Records shown:
[Start]

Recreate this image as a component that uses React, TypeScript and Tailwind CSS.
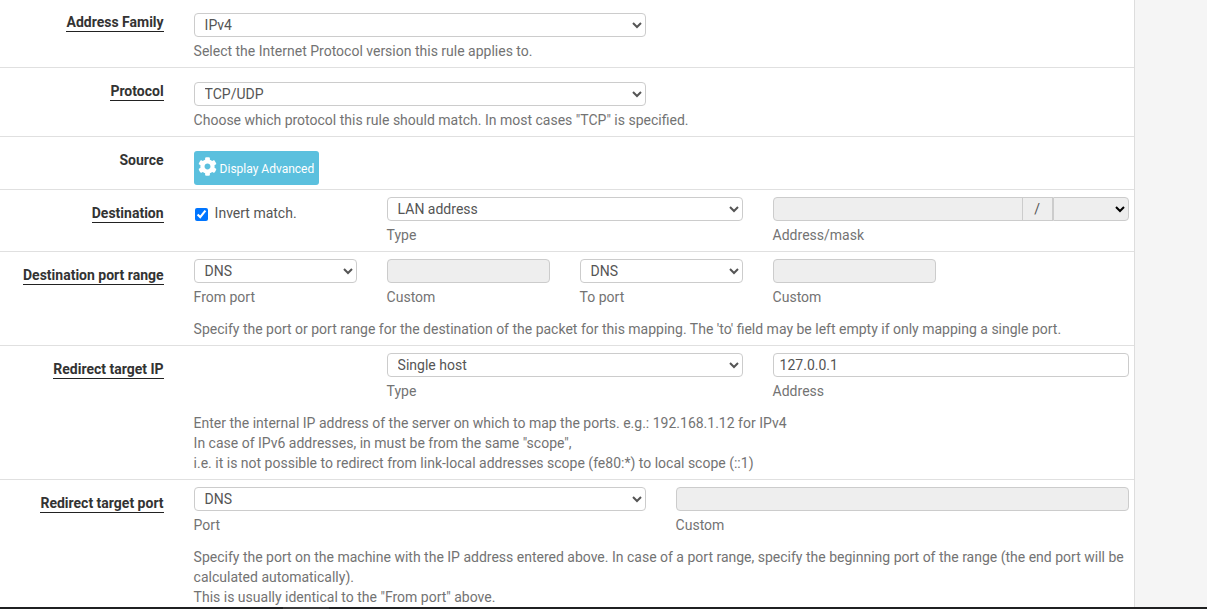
import type { ReactNode } from 'react';
import { FaCog } from 'react-icons/fa';

const selectCls =
  'h-6 rounded-[4px] border border-[#ccc] bg-white pl-[6px] text-[14px] leading-none text-[#555] outline-none';
const disabledCls = 'h-6 rounded-[4px] border border-[#ccc] bg-[#eee]';
const helpCls = 'text-[14px] leading-[20px] text-[#737373]';

function Row({
  label,
  underline = true,
  className,
  children,
}: {
  label: string;
  underline?: boolean;
  className: string;
  children: ReactNode;
}) {
  return (
    <div className={`flex shrink-0 border-b border-[#e0e0e0] ${className}`}>
      <div className="w-[163.6px] shrink-0 text-right text-[14px] font-bold leading-[18px] text-[#333]">
        <span className={underline ? 'border-b border-[#222] pb-px' : ''}>{label}</span>
      </div>
      <div className="ml-[30px] min-w-0 flex-1">{children}</div>
    </div>
  );
}

function Select({ value, className }: { value: string; className: string }) {
  return (
    <select defaultValue={value} className={`${selectCls} ${className}`}>
      <option>{value}</option>
    </select>
  );
}

function Field({ caption, children }: { caption: string; children: ReactNode }) {
  return (
    <div className="flex w-[163px] shrink-0 flex-col">
      {children}
      <span className={`${helpCls} mt-[4px]`}>{caption}</span>
    </div>
  );
}

export default function App() {
  return (
    <div className="flex h-[609px] flex-col overflow-hidden bg-[#f5f5f5] font-['Roboto',sans-serif]">
      <div className="min-h-0 flex-1 overflow-hidden">
        <div className="flex w-[1135px] flex-col border-r border-[#ddd] bg-white">
          <Row label="Address Family" className="h-[68px] pt-[13px]">
            <Select value="IPv4" className="block w-[452px]" />
            <p className={`${helpCls} mt-[4px]`}>Select the Internet Protocol version this rule applies to.</p>
          </Row>
          <Row label="Protocol" className="h-[69px] pt-[14px]">
            <Select value="TCP/UDP" className="block w-[452px]" />
            <p className={`${helpCls} mt-[4px]`}>Choose which protocol this rule should match. In most cases "TCP" is specified.</p>
          </Row>
          <Row label="Source" underline={false} className="h-[53px] pt-[14px]">
            <button
              type="button"
              className="flex h-[34px] w-[125px] items-center gap-[3px] rounded-[3px] bg-[#5bc0de] pl-[4px] text-[12px] text-white"
            >
              <FaCog size={19} className="-mt-[3px] shrink-0" />
              <span className="mt-[2px]">Display Advanced</span>
            </button>
          </Row>
          <Row label="Destination" className="h-[62px] pt-[14px]">
            <div className="-mt-[7px] flex gap-[30px]">
              <label className="flex w-[163px] shrink-0 items-start text-[14px] leading-[18px] text-[#555]">
                <input type="checkbox" defaultChecked className="ml-px mt-[11px] h-[13px] w-[13px] accent-[#0075ff]" />
                <span className="ml-[7px] mt-[7px]">Invert match.</span>
              </label>
              <div className="flex w-[356px] shrink-0 flex-col">
                <Select value="LAN address" className="w-full" />
                <span className={`${helpCls} mt-[4px]`}>Type</span>
              </div>
              <div className="flex w-[356px] shrink-0 flex-col">
                <div className="flex h-6">
                  <div className="flex-1 rounded-l-[4px] border border-[#ccc] bg-[#eee]" />
                  <div className="-ml-px flex w-[31px] items-center justify-center border border-[#ccc] bg-[#eee] text-[14px] text-[#555]">/</div>
                  <select disabled className="w-[76px] rounded-r-[4px] border border-[#ccc] bg-[#eee] text-[14px] opacity-100" />
                </div>
                <span className={`${helpCls} mt-[4px]`}>Address/mask</span>
              </div>
            </div>
          </Row>
          <Row label="Destination port range" className="h-[94px] pt-[14px]">
            <div className="-mt-[7px] flex gap-[30px]">
              <Field caption="From port"><Select value="DNS" className="w-full" /></Field>
              <Field caption="Custom"><div className={disabledCls} /></Field>
              <Field caption="To port"><Select value="DNS" className="w-full" /></Field>
              <Field caption="Custom"><div className={disabledCls} /></Field>
            </div>
            <p className={`${helpCls} mt-[12px]`}>Specify the port or port range for the destination of the packet for this mapping. The 'to' field may be left empty if only mapping a single port.</p>
          </Row>
          <Row label="Redirect target IP" className="h-[134px] pt-[14px]">
            <div className="-mt-[7px] flex gap-[30px]">
              <div className="w-[163px] shrink-0" />
              <div className="flex w-[356px] shrink-0 flex-col">
                <Select value="Single host" className="w-full" />
                <span className={`${helpCls} mt-[4px]`}>Type</span>
              </div>
              <div className="flex w-[356px] shrink-0 flex-col">
                <input
                  defaultValue="127.0.0.1"
                  className="h-6 rounded-[4px] border border-[#ccc] bg-white px-[6px] text-[14px] text-[#555] outline-none"
                />
                <span className={`${helpCls} mt-[4px]`}>Address</span>
              </div>
            </div>
            <p className={`${helpCls} mt-[12px]`}>
              Enter the internal IP address of the server on which to map the ports. e.g.: 192.168.1.12 for IPv4
              <br />
              In case of IPv6 addresses, in must be from the same "scope",
              <br />
              i.e. it is not possible to redirect from link-local addresses scope (fe80:*) to local scope (::1)
            </p>
          </Row>
          <div className="flex pt-[14px]">
            <div className="w-[163.6px] shrink-0 text-right text-[14px] font-bold leading-[18px] text-[#333]">
              <span className="border-b border-[#222] pb-px">Redirect target port</span>
            </div>
            <div className="ml-[30px] min-w-0 flex-1 pr-[5px]">
              <div className="-mt-[7px] flex gap-[30px]">
                <div className="flex w-[452px] shrink-0 flex-col">
                  <Select value="DNS" className="w-full" />
                  <span className={`${helpCls} mt-[4px]`}>Port</span>
                </div>
                <div className="flex w-[453px] shrink-0 flex-col">
                  <div className={disabledCls} />
                  <span className={`${helpCls} mt-[4px]`}>Custom</span>
                </div>
              </div>
              <p className={`${helpCls} mt-[12px]`}>
                Specify the port on the machine with the IP address entered above. In case of a port range, specify the beginning port of the range (the end port will be calculated automatically).
                <br />
                This is usually identical to the "From port" above.
              </p>
            </div>
          </div>
        </div>
      </div>
      <div className="flex h-[2px] shrink-0 bg-[#1f2021] pl-[283px]">
        <div className="w-[46px] bg-[#3a3a3a]" />
      </div>
    </div>
  );
}
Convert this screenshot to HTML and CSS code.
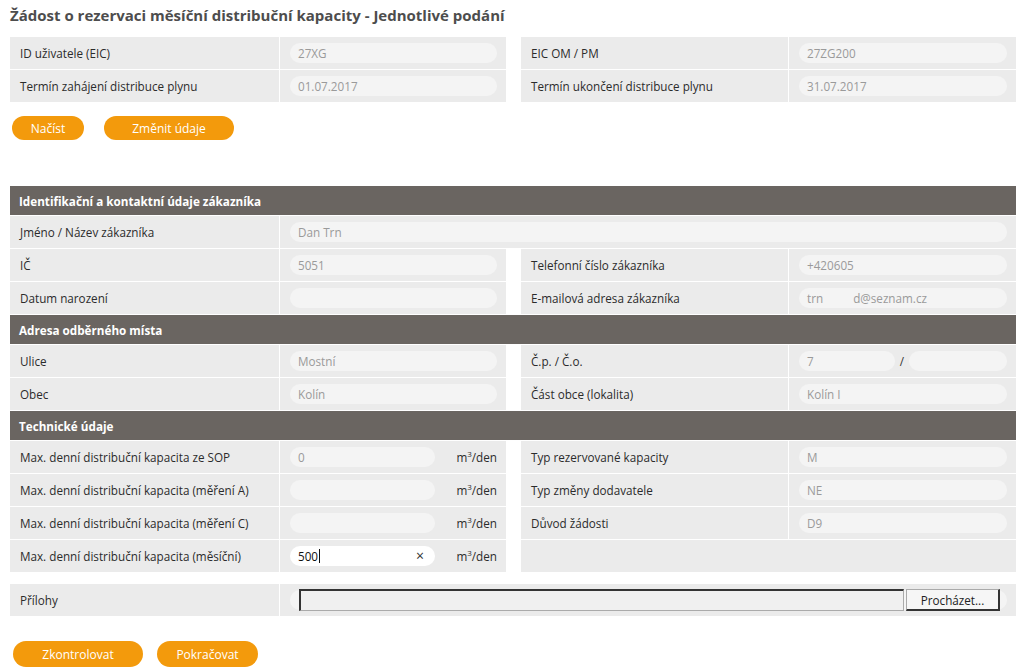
FILE: index.html
```html
<!DOCTYPE html>
<html lang="cs">
<head>
<meta charset="utf-8">
<title>Žádost o rezervaci</title>
<link rel="stylesheet" href="styles.css">
</head>
<body>
<div class="page">
  <h1 class="title">Žádost o rezervaci měsíční distribuční kapacity - Jednotlivé podání</h1>

  <div class="cols top">
    <div class="half left">
      <div class="row"><div class="lbl">ID uživatele (EIC)</div><div class="val"><span class="inp">27XG</span></div></div>
      <div class="row"><div class="lbl">Termín zahájení distribuce plynu</div><div class="val"><span class="inp">01.07.2017</span></div></div>
    </div>
    <div class="half right">
      <div class="row"><div class="lbl">EIC OM / PM</div><div class="val"><span class="inp">27ZG200</span></div></div>
      <div class="row"><div class="lbl">Termín ukončení distribuce plynu</div><div class="val"><span class="inp">31.07.2017</span></div></div>
    </div>
  </div>

  <div class="btns first">
    <span class="btn b-nacist">Načíst</span>
    <span class="btn b-zmenit">Změnit údaje</span>
  </div>

  <div class="section s-ident">
    <div class="head">Identifikační a kontaktní údaje zákazníka</div>
    <div class="row full"><div class="lbl">Jméno / Název zákazníka</div><div class="val"><span class="inp">Dan Trn</span></div></div>
    <div class="cols">
      <div class="half left">
        <div class="row"><div class="lbl">IČ</div><div class="val"><span class="inp">5051</span></div></div>
        <div class="row"><div class="lbl">Datum narození</div><div class="val"><span class="inp"></span></div></div>
      </div>
      <div class="half right">
        <div class="row"><div class="lbl">Telefonní číslo zákazníka</div><div class="val"><span class="inp">+420605</span></div></div>
        <div class="row"><div class="lbl">E-mailová adresa zákazníka</div><div class="val"><span class="inp">trn<span class="gap"></span>d@seznam.cz</span></div></div>
      </div>
    </div>
    <div class="head">Adresa odběrného místa</div>
    <div class="cols">
      <div class="half left">
        <div class="row"><div class="lbl">Ulice</div><div class="val"><span class="inp">Mostní</span></div></div>
        <div class="row"><div class="lbl">Obec</div><div class="val"><span class="inp">Kolín</span></div></div>
      </div>
      <div class="half right">
        <div class="row"><div class="lbl">Č.p. / Č.o.</div><div class="val split"><span class="inp short">7</span><span class="slash">/</span><span class="inp short"></span></div></div>
        <div class="row"><div class="lbl">Část obce (lokalita)</div><div class="val"><span class="inp">Kolín I</span></div></div>
      </div>
    </div>
    <div class="head">Technické údaje</div>
    <div class="cols">
      <div class="half left">
        <div class="row"><div class="lbl">Max. denní distribuční kapacita ze SOP</div><div class="val unit"><span class="inp">0</span><span class="u">m<sup>3</sup>/den</span></div></div>
        <div class="row"><div class="lbl">Max. denní distribuční kapacita (měření A)</div><div class="val unit"><span class="inp"></span><span class="u">m<sup>3</sup>/den</span></div></div>
        <div class="row"><div class="lbl">Max. denní distribuční kapacita (měření C)</div><div class="val unit"><span class="inp"></span><span class="u">m<sup>3</sup>/den</span></div></div>
        <div class="row"><div class="lbl">Max. denní distribuční kapacita (měsíční)</div><div class="val unit"><span class="inp active">500<span class="caret"></span><span class="clear">×</span></span><span class="u">m<sup>3</sup>/den</span></div></div>
      </div>
      <div class="half right">
        <div class="row"><div class="lbl">Typ rezervované kapacity</div><div class="val"><span class="inp">M</span></div></div>
        <div class="row"><div class="lbl">Typ změny dodavatele</div><div class="val"><span class="inp">NE</span></div></div>
        <div class="row"><div class="lbl">Důvod žádosti</div><div class="val"><span class="inp">D9</span></div></div>
        <div class="row"><div class="filler"></div></div>
      </div>
    </div>
  </div>

  <div class="row full attach">
    <div class="lbl">Přílohy</div>
    <div class="val"><span class="inp file"><span class="filebox"></span><span class="browse">Procházet...</span></span></div>
  </div>

  <div class="btns last">
    <span class="btn b-zkon">Zkontrolovat</span>
    <span class="btn b-pokr">Pokračovat</span>
  </div>
</div>
</body>
</html>
```
FILE: styles.css
```css
* { box-sizing: border-box; }
html, body { margin: 0; padding: 0; background: #fff; }
body {
  font-family: "Open Sans", "Noto Sans", "DejaVu Sans", sans-serif;
  font-size: 11.7px;
  color: #2b2b2b;
}
.page {
  width: 1006px;
  margin-left: 10px;
  padding-top: 5px;
}
.title {
  margin: 0;
  font-size: 15px;
  font-weight: 700;
  color: #4d4d4d;
  line-height: 20px;
  height: 32px;
}
.cols {
  display: flex;
  gap: 15px;
}
.half {
  display: flex;
  flex-direction: column;
  gap: 1px;
}
.half.left { width: 496px; }
.half.right { width: 495px; }
.row {
  display: flex;
  gap: 1px;
  height: 32px;
}
.lbl {
  width: 269px;
  flex: none;
  background: #ebebeb;
  padding-left: 10px;
  display: flex;
  align-items: center;
}
.half.right .lbl { width: 267px; }
.val {
  flex: 1;
  background: #ebebeb;
  padding: 0 9px 0 10px;
  display: flex;
  align-items: center;
}
.filler { flex: 1; background: #ebebeb; }
.inp {
  flex: 1;
  height: 20px;
  border-radius: 10px;
  background: #f4f4f4;
  color: #9a9a9a;
  padding-left: 8px;
  display: flex;
  align-items: center;
  position: relative;
}
.inp .gap { display: inline-block; width: 30px; }
.val.split { gap: 0; }
.val.split .inp.short { flex: none; width: 96px; }
.val.split .slash { width: 14px; text-align: center; color: #333; }
.val.split .inp.short:last-child { flex: 1; }
.val.unit .inp { flex: none; width: 145px; }
.val.unit .u { flex: 1; text-align: right; color: #2b2b2b; }
.u sup { font-size: 8px; line-height: 0; }
.inp.active { background: #fff; color: #111; }
.caret { display: inline-block; width: 1px; height: 14px; background: #111; margin-left: 1px; }
.clear { position: absolute; right: 11px; top: 1px; font-size: 14px; line-height: 17px; color: #333; }

.btns { display: flex; gap: 20px; }
.btn {
  background: #f39a0c;
  color: #fff;
  border-radius: 12px;
  height: 24px;
  display: flex;
  align-items: center;
  justify-content: center;
  font-size: 12px;
}
.btns.first { margin-top: 14px; margin-left: 2px; }
.b-nacist { width: 72px; }
.b-zmenit { width: 130px; }
.s-ident { margin-top: 46px; display: flex; flex-direction: column; gap: 1px; }
.head {
  height: 29px;
  background: #6a6561;
  color: #fff;
  font-weight: 700;
  padding-left: 9px;
  display: flex;
  align-items: center;
}
.full .val .inp { flex: 1; }
.attach { margin-top: 12px; }
.attach .val { padding-right: 9px; }
.inp.file { padding-left: 9px; gap: 2px; }
.filebox {
  flex: none;
  width: 605px;
  height: 22px;
  border: 1px solid #aaa;
  border-top: 2px solid #333;
  border-left: 2px solid #333;
  background: #f0f0f0;
}
.browse {
  flex: none;
  width: 94px;
  height: 22px;
  border: 1px solid #aaa;
  border-right: 2px solid #333;
  border-bottom: 2px solid #333;
  background: #f6f6f6;
  color: #222;
  display: flex;
  align-items: center;
  justify-content: center;
}
.btns.last { margin-top: 25px; margin-left: 3px; gap: 14px; }
.b-zkon { width: 130px; height: 26px; border-radius: 13px; }
.b-pokr { width: 101px; height: 26px; border-radius: 13px; }
```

[End]

Given task: Take the material above from its first line through the line holding "const helpCls = 'text-[14px]" and set it down exactly, without the pictures.

Answer to this task:
Recreate this image as a component that uses React, TypeScript and Tailwind CSS.
import type { ReactNode } from 'react';
import { FaCog } from 'react-icons/fa';

const selectCls =
  'h-6 rounded-[4px] border border-[#ccc] bg-white pl-[6px] text-[14px] leading-none text-[#555] outline-none';
const disabledCls = 'h-6 rounded-[4px] border border-[#ccc] bg-[#eee]';
const helpCls = 'text-[14px] leading-[20px] text-[#737373]';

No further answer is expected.